| Provided material |
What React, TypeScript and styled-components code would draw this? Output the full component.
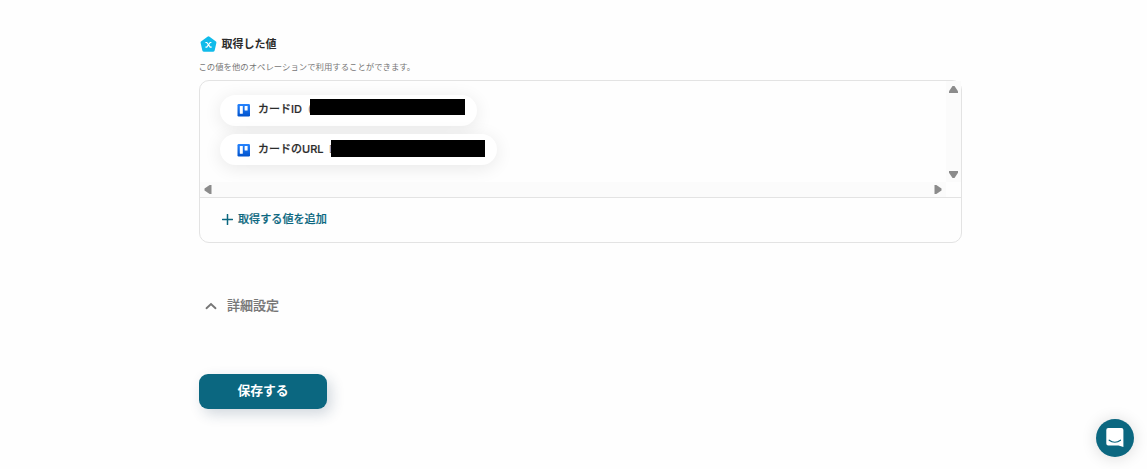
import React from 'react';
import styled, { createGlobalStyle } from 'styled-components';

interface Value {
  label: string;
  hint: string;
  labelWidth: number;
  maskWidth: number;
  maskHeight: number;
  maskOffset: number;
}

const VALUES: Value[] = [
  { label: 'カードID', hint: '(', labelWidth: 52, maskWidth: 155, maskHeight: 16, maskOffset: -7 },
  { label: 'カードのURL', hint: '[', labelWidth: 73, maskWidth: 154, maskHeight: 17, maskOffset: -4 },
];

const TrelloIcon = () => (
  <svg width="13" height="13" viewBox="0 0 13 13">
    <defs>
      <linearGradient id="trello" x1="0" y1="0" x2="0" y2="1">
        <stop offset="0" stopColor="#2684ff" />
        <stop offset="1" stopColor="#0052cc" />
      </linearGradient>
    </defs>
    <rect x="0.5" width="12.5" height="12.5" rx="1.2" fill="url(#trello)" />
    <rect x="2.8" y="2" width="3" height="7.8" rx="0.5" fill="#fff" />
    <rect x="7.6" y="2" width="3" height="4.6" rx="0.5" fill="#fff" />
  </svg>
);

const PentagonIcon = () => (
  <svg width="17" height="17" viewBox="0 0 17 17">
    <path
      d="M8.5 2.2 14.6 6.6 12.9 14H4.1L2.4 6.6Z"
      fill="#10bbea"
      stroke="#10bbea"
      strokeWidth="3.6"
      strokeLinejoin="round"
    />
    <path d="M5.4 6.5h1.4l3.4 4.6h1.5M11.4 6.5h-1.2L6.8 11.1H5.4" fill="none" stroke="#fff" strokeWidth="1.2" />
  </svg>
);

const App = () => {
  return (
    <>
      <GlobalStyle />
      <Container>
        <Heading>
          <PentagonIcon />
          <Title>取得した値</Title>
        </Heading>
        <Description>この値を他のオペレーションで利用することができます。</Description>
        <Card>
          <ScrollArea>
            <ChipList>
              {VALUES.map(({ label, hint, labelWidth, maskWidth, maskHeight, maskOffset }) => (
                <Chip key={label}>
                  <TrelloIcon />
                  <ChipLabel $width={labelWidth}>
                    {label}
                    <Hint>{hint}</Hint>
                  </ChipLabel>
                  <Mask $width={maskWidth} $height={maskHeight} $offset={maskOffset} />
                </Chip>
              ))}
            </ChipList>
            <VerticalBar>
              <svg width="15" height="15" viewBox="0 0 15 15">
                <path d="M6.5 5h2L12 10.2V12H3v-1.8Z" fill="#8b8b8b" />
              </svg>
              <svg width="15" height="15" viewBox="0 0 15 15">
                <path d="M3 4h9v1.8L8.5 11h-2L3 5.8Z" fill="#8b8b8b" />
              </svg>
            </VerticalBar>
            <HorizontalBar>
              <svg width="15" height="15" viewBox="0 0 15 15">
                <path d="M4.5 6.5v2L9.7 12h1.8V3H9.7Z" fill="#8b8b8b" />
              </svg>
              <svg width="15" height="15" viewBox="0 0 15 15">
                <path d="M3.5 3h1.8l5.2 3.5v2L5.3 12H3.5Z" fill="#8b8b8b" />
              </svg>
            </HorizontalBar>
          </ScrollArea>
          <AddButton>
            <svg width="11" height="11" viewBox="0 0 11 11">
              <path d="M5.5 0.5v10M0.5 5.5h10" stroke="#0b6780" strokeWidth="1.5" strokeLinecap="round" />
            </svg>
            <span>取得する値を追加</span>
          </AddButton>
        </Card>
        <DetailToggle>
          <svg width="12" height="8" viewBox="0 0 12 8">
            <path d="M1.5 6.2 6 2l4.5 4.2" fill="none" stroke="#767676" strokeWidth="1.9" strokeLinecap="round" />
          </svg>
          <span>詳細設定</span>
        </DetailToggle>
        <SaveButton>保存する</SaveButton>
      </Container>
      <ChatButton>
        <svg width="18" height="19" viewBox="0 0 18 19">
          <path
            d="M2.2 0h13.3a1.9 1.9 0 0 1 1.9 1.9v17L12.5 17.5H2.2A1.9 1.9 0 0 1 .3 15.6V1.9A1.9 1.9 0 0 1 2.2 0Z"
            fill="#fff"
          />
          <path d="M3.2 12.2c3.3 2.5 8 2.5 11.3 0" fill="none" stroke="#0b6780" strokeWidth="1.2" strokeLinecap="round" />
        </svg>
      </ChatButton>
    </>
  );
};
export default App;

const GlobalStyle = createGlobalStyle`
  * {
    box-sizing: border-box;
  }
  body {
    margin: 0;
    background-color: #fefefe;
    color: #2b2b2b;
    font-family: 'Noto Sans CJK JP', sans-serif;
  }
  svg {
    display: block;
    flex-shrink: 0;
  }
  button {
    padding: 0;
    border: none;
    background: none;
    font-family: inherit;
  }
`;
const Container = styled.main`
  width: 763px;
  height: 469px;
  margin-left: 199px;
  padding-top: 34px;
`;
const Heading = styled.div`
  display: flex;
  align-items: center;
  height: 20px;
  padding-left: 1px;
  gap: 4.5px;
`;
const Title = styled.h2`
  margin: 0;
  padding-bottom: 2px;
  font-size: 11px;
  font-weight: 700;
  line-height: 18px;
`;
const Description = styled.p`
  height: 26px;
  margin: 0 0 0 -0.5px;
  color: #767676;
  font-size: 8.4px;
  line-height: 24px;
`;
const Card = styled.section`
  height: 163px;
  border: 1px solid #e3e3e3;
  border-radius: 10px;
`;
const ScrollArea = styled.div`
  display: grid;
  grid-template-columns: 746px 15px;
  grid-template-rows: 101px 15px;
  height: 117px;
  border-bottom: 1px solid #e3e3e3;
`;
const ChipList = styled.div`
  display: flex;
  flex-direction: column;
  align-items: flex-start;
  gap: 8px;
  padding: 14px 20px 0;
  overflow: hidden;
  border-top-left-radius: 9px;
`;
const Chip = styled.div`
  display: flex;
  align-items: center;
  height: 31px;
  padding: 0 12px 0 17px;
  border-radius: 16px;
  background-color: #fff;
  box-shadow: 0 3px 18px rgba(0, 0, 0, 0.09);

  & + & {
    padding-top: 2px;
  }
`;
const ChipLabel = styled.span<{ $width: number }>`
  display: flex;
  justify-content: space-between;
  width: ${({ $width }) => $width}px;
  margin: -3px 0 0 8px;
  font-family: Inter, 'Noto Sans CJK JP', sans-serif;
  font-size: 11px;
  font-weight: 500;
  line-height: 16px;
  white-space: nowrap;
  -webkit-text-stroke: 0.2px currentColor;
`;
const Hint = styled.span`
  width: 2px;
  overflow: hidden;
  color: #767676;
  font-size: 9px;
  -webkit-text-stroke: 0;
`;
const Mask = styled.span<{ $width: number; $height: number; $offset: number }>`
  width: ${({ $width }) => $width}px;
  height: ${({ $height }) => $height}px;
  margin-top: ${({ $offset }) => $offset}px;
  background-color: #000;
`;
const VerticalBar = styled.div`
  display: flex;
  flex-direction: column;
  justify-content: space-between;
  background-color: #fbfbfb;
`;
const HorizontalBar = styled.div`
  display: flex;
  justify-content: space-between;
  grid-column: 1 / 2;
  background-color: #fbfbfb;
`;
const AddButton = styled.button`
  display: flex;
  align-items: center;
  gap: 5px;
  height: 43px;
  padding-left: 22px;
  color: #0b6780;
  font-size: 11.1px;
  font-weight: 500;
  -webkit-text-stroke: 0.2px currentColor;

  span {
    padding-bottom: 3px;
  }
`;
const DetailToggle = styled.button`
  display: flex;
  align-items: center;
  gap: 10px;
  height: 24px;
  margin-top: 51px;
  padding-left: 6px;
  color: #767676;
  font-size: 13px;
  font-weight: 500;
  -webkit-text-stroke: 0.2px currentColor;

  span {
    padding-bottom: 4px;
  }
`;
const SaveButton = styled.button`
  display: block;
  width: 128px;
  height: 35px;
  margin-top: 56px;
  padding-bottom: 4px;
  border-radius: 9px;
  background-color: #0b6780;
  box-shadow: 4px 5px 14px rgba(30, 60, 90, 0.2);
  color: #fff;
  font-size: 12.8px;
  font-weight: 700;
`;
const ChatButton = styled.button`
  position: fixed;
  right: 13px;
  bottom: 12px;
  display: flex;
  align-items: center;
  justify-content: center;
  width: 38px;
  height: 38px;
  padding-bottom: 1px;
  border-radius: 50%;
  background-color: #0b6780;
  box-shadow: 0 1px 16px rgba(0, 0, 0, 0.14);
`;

| Work to do |
Pick out each line that holds the string "React".

| Solved problem |
What React, TypeScript and styled-components code would draw this? Output the full component.
import React from 'react';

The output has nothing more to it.